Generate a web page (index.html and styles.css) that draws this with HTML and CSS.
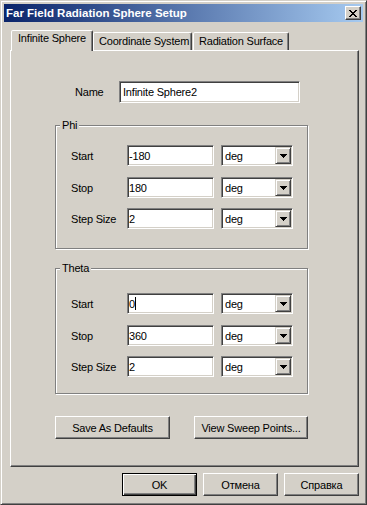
FILE: index.html
```html
<!DOCTYPE html>
<html lang="en">
<head>
    <meta charset="UTF-8">
    <meta name="viewport" content="width=device-width, initial-scale=1.0">
    <title>Far Field Radiation Sphere Setup</title>
    <link rel="stylesheet" href="styles.css">
</head>
<body>
    <div class="window">
        <div class="titlebar">
            <span class="title">Far Field Radiation Sphere Setup</span>
            <div class="close-btn">
                <svg width="8" height="7" viewBox="0 0 8 7" shape-rendering="crispEdges">
                    <path d="M0 0h2v1h-2z M6 0h2v1h-2z M1 1h2v1h-2z M5 1h2v1h-2z M2 2h4v1h-4z M3 3h2v1h-2z M2 4h4v1h-4z M1 5h2v1h-2z M5 5h2v1h-2z M0 6h2v1h-2z M6 6h2v1h-2z" fill="#000"/>
                </svg>
            </div>
        </div>

        <div class="tabs">
            <div class="tab active">Infinite Sphere</div>
            <div class="tab tab-coord">Coordinate System</div>
            <div class="tab tab-surface">Radiation Surface</div>
        </div>

        <div class="panel">
            <div class="name-row">
                <span class="label name-label">Name</span>
                <div class="field name-field">Infinite Sphere2</div>
            </div>

            <div class="group phi">
                <div class="group-title">Phi</div>
                <div class="row">
                    <span class="label">Start</span>
                    <div class="field">-180</div>
                    <div class="combo"><span class="combo-text">deg</span><span class="drop"><svg width="7" height="4" viewBox="0 0 7 4" shape-rendering="crispEdges"><path d="M0 0h7v1h-7z M1 1h5v1h-5z M2 2h3v1h-3z M3 3h1v1h-1z" fill="#000"/></svg></span></div>
                </div>
                <div class="row">
                    <span class="label">Stop</span>
                    <div class="field">180</div>
                    <div class="combo"><span class="combo-text">deg</span><span class="drop"><svg width="7" height="4" viewBox="0 0 7 4" shape-rendering="crispEdges"><path d="M0 0h7v1h-7z M1 1h5v1h-5z M2 2h3v1h-3z M3 3h1v1h-1z" fill="#000"/></svg></span></div>
                </div>
                <div class="row">
                    <span class="label">Step Size</span>
                    <div class="field">2</div>
                    <div class="combo"><span class="combo-text">deg</span><span class="drop"><svg width="7" height="4" viewBox="0 0 7 4" shape-rendering="crispEdges"><path d="M0 0h7v1h-7z M1 1h5v1h-5z M2 2h3v1h-3z M3 3h1v1h-1z" fill="#000"/></svg></span></div>
                </div>
            </div>

            <div class="group theta">
                <div class="group-title">Theta</div>
                <div class="row">
                    <span class="label">Start</span>
                    <div class="field">0<span class="caret"></span></div>
                    <div class="combo"><span class="combo-text">deg</span><span class="drop"><svg width="7" height="4" viewBox="0 0 7 4" shape-rendering="crispEdges"><path d="M0 0h7v1h-7z M1 1h5v1h-5z M2 2h3v1h-3z M3 3h1v1h-1z" fill="#000"/></svg></span></div>
                </div>
                <div class="row">
                    <span class="label">Stop</span>
                    <div class="field">360</div>
                    <div class="combo"><span class="combo-text">deg</span><span class="drop"><svg width="7" height="4" viewBox="0 0 7 4" shape-rendering="crispEdges"><path d="M0 0h7v1h-7z M1 1h5v1h-5z M2 2h3v1h-3z M3 3h1v1h-1z" fill="#000"/></svg></span></div>
                </div>
                <div class="row">
                    <span class="label">Step Size</span>
                    <div class="field">2</div>
                    <div class="combo"><span class="combo-text">deg</span><span class="drop"><svg width="7" height="4" viewBox="0 0 7 4" shape-rendering="crispEdges"><path d="M0 0h7v1h-7z M1 1h5v1h-5z M2 2h3v1h-3z M3 3h1v1h-1z" fill="#000"/></svg></span></div>
                </div>
            </div>

            <div class="actions">
                <button class="btn btn-save">Save As Defaults</button>
                <button class="btn btn-sweep">View Sweep Points...</button>
            </div>
        </div>

        <div class="footer">
            <button class="btn btn-footer default">OK</button>
            <button class="btn btn-footer">Отмена</button>
            <button class="btn btn-footer">Справка</button>
        </div>
    </div>
</body>
</html>
```

FILE: styles.css
```css
* {
    box-sizing: border-box;
}
body {
    margin: 0;
    font-family: "Liberation Sans", Arial, sans-serif;
    font-size: 11px;
    letter-spacing: -0.2px;
    color: #000;
    background-color: #d4d0c8;
}
.window {
    width: 367px;
    height: 505px;
    background-color: #d4d0c8;
    border: 1px solid;
    border-color: #d4d0c8 #404040 #404040 #d4d0c8;
    box-shadow: inset 1px 1px 0 #fff, inset -1px -1px 0 #808080;
    padding: 3px;
    display: flex;
    flex-direction: column;
}

/* title bar */
.titlebar {
    height: 18px;
    display: flex;
    align-items: center;
    justify-content: space-between;
    padding: 0 2px;
    background: linear-gradient(to right, #0a246a, #a6caf0);
    color: #fff;
}
.title {
    font-weight: bold;
    font-size: 11.5px;
    letter-spacing: 0;
}
.close-btn {
    width: 16px;
    height: 14px;
    display: flex;
    align-items: center;
    justify-content: center;
    background-color: #d4d0c8;
    border: 1px solid;
    border-color: #fff #404040 #404040 #fff;
    box-shadow: inset -1px -1px 0 #808080;
}

/* tabs */
.tabs {
    display: flex;
    align-items: flex-end;
    padding: 8px 0 0 7px;
}
.tab {
    height: 18px;
    padding: 2px 0 0 5px;
    line-height: 13px;
    white-space: nowrap;
    overflow: hidden;
    border: 1px solid;
    border-bottom: none;
    border-color: #fff #404040 transparent #fff;
    box-shadow: inset -1px 0 0 #808080;
    border-radius: 2px 2px 0 0;
    background-color: #d4d0c8;
}
.tab.active {
    width: 82px;
    height: 21px;
    margin-bottom: -1px;
    padding: 1px 0 0 6px;
    position: relative;
    z-index: 1;
}
.tab-coord {
    width: 99px;
}
.tab-surface {
    width: 96px;
    margin-left: 1px;
}

/* tab page */
.panel {
    width: 349px;
    height: 417px;
    margin-left: 6px;
    border: 1px solid;
    border-color: #fff #404040 #404040 #fff;
    box-shadow: inset -1px -1px 0 #808080;
    padding: 30px 0 0 44px;
}
.name-row {
    display: flex;
    align-items: center;
    padding-left: 20px;
    height: 22px;
}
.label {
    width: 56px;
    flex-shrink: 0;
}
.name-label {
    width: 44px;
}
.field {
    width: 87px;
    height: 21px;
    display: flex;
    align-items: center;
    padding: 0 1px;
    background-color: #fff;
    border: 1px solid;
    border-color: #808080 #fff #fff #808080;
    box-shadow: inset 1px 1px 0 #404040, inset -1px -1px 0 #d4d0c8;
    white-space: nowrap;
}
.name-field {
    width: 181px;
    height: 22px;
    padding: 0 3px;
}
.caret {
    width: 1px;
    height: 13px;
    background-color: #000;
}

/* group boxes */
.group {
    width: 253px;
    border: 1px solid #808080;
    box-shadow: inset 1px 1px 0 #fff, 1px 1px 0 #fff;
    padding-left: 15px;
}
.group-title {
    width: fit-content;
    margin: -7px 0 0 -11px;
    padding: 0 2px;
    line-height: 13px;
    background-color: #d4d0c8;
}
.row {
    display: flex;
    align-items: center;
    height: 21px;
    margin-top: 10px;
}
.group-title + .row + .row {
    margin-top: 11px;
}
.phi {
    margin-top: 22px;
    padding-bottom: 19px;
}
.phi .group-title + .row {
    margin-top: 13px;
}
.theta {
    margin-top: 19px;
    padding-bottom: 16px;
}
.theta .group-title + .row {
    margin-top: 18px;
}
.combo {
    width: 72px;
    height: 21px;
    margin-left: 7px;
    display: flex;
    align-items: center;
    justify-content: space-between;
    padding: 1px;
    background-color: #fff;
    border: 1px solid;
    border-color: #808080 #fff #fff #808080;
    box-shadow: inset 1px 1px 0 #404040, inset -1px -1px 0 #d4d0c8;
}
.combo-text {
    margin-left: 2px;
}
.drop {
    width: 16px;
    height: 17px;
    display: flex;
    align-items: center;
    justify-content: center;
    background-color: #d4d0c8;
    border: 1px solid;
    border-color: #d4d0c8 #404040 #404040 #d4d0c8;
    box-shadow: inset 1px 1px 0 #fff, inset -1px -1px 0 #808080;
}

/* buttons */
.btn {
    height: 23px;
    padding: 0;
    font-family: inherit;
    font-size: 11px;
    letter-spacing: -0.2px;
    color: #000;
    background-color: #d4d0c8;
    border: 1px solid;
    border-color: #fff #404040 #404040 #fff;
    box-shadow: inset -1px -1px 0 #808080;
    border-radius: 0;
}
.btn.default {
    border-color: #000;
    box-shadow: inset 1px 1px 0 #fff, inset -1px -1px 0 #404040, inset -2px -2px 0 #808080;
}
.actions {
    display: flex;
    margin-top: 22px;
}
.btn-save {
    width: 115px;
}
.btn-sweep {
    width: 114px;
    margin-left: 24px;
}
.footer {
    display: flex;
    justify-content: flex-end;
    gap: 6px;
    margin: 6px 4px 0 0;
}
.btn-footer {
    width: 75px;
}
```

▶ **Brief**:
Copy all lines of the listing above that contain the string "styles".

▶ **The response**:
Generate a web page (index.html and styles.css) that draws this with HTML and CSS.
    <link rel="stylesheet" href="styles.css">
FILE: styles.css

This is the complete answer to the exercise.